╭─ Collected material

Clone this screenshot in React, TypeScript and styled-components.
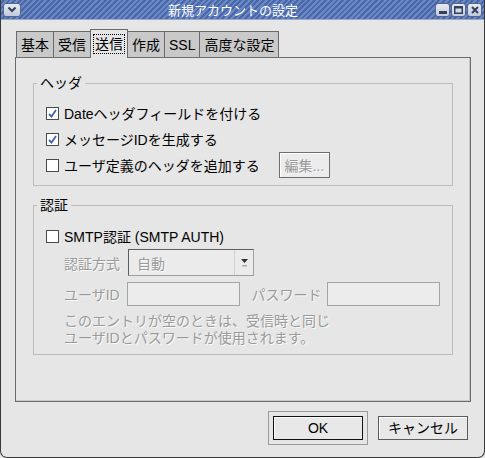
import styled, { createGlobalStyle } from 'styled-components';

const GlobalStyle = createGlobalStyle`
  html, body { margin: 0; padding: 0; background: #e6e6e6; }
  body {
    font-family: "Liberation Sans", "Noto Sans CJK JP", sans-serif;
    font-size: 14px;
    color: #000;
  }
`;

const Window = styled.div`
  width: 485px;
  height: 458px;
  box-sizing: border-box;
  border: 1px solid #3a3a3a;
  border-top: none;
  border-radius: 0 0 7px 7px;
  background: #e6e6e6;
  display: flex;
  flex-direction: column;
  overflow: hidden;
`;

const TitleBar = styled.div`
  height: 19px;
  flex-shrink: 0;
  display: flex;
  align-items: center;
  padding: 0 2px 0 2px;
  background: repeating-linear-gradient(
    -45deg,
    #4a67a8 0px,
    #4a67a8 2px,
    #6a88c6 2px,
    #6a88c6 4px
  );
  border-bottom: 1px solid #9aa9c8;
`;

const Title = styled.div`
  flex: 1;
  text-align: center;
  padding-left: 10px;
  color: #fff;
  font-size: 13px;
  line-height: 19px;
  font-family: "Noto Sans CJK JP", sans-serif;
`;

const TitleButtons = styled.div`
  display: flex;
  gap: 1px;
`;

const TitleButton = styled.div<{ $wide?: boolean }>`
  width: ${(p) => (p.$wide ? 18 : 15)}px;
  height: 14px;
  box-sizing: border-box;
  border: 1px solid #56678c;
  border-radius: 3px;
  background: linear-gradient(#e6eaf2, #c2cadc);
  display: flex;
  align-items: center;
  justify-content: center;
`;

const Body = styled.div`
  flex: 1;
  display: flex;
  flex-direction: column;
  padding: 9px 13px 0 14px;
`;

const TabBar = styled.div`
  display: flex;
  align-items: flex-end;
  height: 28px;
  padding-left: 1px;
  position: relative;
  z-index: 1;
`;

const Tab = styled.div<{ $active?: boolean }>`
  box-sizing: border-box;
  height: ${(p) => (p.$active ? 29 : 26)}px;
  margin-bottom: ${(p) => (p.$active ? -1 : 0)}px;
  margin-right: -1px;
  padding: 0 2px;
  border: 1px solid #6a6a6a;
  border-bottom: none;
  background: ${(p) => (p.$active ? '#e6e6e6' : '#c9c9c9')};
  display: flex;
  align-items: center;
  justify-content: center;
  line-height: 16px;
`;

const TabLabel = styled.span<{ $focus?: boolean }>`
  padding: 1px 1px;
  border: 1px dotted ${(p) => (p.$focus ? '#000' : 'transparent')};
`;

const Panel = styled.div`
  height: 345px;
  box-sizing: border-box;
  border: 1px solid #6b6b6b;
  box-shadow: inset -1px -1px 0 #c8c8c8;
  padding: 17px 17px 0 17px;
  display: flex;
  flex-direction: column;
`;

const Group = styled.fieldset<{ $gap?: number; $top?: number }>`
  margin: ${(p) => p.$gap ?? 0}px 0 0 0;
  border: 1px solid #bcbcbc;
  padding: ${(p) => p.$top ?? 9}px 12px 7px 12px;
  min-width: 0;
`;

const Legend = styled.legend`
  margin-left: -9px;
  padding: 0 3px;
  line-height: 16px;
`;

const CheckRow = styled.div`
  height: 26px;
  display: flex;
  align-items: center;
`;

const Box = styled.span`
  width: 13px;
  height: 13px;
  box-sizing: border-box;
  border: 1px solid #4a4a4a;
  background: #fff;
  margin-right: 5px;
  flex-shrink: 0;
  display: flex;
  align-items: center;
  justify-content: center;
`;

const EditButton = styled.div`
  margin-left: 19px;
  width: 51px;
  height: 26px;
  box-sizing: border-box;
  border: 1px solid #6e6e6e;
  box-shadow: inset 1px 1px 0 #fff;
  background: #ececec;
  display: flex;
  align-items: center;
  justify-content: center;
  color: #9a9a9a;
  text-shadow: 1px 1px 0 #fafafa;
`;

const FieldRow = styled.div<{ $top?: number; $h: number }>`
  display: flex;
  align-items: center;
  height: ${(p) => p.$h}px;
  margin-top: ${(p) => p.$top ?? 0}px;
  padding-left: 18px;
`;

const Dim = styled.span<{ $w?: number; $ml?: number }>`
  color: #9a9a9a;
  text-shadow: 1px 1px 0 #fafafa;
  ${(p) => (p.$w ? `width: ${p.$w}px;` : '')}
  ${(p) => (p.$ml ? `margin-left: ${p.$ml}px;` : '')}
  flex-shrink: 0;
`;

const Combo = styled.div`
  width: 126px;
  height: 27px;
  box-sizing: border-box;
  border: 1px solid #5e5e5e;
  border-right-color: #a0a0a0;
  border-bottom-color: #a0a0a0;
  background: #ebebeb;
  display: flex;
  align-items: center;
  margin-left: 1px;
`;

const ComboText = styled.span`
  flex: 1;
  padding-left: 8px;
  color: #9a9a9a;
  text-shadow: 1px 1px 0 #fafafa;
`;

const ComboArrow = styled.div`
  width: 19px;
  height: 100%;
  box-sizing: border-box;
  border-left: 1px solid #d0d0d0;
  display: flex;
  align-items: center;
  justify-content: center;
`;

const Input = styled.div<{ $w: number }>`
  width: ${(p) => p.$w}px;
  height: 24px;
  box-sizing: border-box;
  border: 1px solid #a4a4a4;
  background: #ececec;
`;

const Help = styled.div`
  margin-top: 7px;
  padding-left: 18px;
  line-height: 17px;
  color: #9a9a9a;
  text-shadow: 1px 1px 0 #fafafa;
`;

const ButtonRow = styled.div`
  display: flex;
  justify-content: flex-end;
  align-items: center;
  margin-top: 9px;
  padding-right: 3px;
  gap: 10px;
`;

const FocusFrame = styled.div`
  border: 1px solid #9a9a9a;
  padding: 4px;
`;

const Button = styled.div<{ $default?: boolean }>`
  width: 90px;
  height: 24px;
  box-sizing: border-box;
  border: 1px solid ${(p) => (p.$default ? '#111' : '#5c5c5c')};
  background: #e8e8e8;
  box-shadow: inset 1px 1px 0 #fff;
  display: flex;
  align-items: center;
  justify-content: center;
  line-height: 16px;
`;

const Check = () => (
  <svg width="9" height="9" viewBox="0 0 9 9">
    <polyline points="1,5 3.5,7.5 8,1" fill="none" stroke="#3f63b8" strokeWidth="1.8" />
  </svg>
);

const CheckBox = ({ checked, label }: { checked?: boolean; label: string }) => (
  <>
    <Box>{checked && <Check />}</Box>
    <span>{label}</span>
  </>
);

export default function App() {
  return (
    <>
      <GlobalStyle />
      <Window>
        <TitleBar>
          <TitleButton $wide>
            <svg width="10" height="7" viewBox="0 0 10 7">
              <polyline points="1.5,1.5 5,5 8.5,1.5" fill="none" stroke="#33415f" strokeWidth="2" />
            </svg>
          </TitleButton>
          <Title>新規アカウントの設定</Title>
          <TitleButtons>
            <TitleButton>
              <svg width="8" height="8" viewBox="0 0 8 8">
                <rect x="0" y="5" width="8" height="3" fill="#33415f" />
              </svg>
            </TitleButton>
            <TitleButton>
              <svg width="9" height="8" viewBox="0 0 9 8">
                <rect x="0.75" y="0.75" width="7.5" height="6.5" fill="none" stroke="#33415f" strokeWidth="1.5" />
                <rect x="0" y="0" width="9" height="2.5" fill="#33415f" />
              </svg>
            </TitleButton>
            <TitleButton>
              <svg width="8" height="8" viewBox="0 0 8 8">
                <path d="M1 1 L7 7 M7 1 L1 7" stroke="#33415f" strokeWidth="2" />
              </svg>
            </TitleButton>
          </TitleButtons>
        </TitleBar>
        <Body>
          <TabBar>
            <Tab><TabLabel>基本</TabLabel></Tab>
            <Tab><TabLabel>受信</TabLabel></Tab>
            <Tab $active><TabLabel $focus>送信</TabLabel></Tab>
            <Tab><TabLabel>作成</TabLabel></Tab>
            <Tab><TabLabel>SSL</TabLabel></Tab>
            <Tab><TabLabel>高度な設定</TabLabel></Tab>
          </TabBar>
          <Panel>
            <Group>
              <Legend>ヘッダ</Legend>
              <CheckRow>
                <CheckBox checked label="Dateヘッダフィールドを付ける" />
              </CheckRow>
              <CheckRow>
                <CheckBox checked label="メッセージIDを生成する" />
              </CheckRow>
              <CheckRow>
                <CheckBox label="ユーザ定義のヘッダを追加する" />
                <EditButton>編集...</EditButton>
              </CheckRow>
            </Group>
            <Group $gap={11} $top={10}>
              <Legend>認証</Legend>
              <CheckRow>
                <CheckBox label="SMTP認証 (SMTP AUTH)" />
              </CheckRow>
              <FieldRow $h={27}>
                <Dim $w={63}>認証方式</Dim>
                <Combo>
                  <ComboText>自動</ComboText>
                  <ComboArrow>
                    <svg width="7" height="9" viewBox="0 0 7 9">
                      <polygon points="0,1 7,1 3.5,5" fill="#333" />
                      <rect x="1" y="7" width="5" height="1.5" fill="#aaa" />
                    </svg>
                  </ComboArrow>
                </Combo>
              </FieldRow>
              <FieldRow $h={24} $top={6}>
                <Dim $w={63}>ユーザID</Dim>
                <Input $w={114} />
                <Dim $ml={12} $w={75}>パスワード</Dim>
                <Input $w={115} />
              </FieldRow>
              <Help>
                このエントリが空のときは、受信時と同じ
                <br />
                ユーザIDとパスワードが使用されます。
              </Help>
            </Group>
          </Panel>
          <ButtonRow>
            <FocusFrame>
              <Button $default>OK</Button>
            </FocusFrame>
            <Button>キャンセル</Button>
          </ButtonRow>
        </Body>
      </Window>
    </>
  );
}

╰─

Goal of the exercise
Scan the data above and copy every line with "components" in it.

Solution to the exercise
Clone this screenshot in React, TypeScript and styled-components.
import styled, { createGlobalStyle } from 'styled-components';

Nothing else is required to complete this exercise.